Exercise details: Wherever the string "index" appears in the listing, copy that line.

Dataset content:
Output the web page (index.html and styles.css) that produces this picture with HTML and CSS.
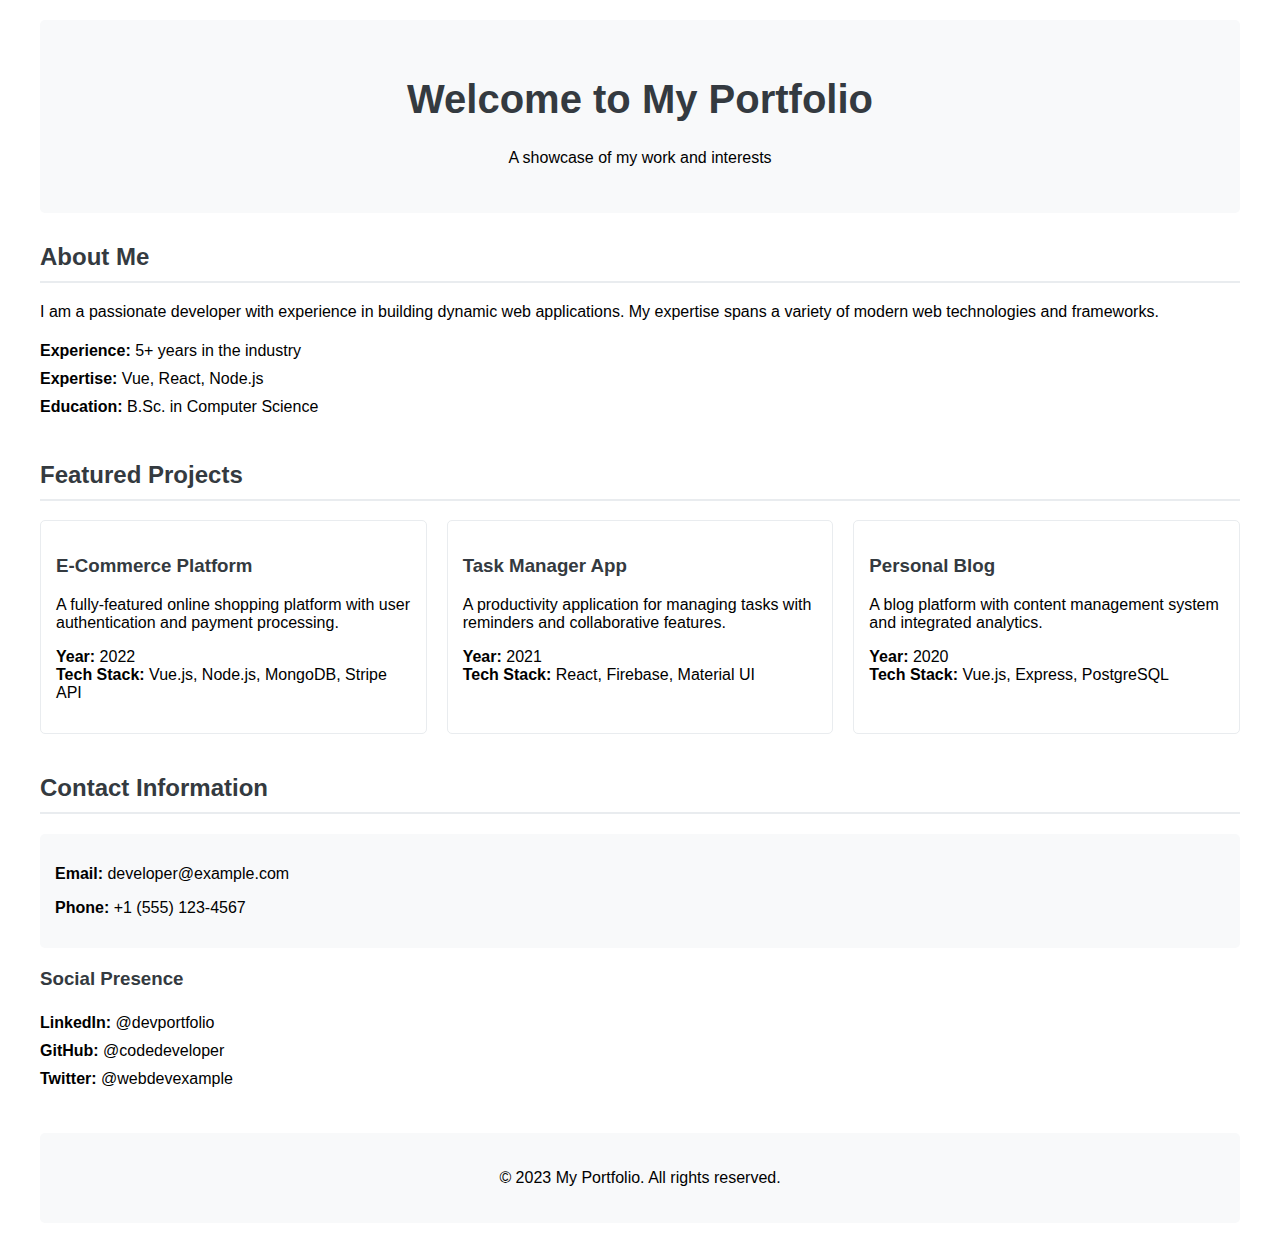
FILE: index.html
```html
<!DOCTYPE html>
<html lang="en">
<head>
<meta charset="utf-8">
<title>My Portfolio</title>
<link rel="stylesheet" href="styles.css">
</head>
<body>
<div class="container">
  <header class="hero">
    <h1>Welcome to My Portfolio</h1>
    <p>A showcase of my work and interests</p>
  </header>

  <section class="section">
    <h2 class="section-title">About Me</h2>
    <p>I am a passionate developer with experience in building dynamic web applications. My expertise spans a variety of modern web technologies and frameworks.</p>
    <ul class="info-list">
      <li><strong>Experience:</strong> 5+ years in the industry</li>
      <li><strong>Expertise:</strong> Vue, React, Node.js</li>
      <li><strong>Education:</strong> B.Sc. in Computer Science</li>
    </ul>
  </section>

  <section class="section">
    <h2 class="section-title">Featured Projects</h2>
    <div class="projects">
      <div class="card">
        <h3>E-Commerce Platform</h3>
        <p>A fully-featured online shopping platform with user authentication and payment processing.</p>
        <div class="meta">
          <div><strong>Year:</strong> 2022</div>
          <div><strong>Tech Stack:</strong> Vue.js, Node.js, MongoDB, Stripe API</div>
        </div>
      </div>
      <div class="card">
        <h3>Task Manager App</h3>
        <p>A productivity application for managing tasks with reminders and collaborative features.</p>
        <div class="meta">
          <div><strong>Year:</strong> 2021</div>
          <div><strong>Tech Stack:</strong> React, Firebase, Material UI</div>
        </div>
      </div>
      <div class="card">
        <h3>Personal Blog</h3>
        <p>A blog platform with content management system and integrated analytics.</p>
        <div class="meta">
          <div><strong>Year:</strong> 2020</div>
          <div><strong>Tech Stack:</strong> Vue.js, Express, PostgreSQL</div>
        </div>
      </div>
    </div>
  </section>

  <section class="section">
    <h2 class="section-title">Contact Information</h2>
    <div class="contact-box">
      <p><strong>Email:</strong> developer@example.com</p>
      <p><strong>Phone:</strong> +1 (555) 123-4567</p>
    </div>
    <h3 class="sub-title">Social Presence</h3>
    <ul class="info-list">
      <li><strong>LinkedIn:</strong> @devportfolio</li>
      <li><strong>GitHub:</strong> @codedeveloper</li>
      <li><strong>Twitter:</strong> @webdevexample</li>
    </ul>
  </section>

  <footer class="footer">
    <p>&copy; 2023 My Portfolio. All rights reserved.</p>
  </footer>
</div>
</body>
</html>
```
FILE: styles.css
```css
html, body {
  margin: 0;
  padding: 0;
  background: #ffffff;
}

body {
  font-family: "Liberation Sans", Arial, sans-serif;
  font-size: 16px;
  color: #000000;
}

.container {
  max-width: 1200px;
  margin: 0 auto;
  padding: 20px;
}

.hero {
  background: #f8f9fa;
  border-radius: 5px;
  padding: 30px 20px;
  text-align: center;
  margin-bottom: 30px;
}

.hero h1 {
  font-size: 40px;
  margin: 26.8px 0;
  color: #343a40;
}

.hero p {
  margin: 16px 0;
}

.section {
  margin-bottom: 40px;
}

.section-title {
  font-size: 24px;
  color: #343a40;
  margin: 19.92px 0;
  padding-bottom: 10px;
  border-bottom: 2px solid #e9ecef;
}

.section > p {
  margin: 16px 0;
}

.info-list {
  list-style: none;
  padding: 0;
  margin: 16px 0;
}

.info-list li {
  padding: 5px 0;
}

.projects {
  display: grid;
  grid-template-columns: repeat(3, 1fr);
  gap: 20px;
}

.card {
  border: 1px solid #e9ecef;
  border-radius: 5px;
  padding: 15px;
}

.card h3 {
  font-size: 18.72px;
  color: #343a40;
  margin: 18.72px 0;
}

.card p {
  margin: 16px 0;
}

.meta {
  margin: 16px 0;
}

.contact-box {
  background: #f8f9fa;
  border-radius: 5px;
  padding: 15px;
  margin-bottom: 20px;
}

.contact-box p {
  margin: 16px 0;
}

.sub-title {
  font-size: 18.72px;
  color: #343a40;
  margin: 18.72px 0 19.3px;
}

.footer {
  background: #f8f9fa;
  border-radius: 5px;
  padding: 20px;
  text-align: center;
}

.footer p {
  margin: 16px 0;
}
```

Exercise result:
Output the web page (index.html and styles.css) that produces this picture with HTML and CSS.
FILE: index.html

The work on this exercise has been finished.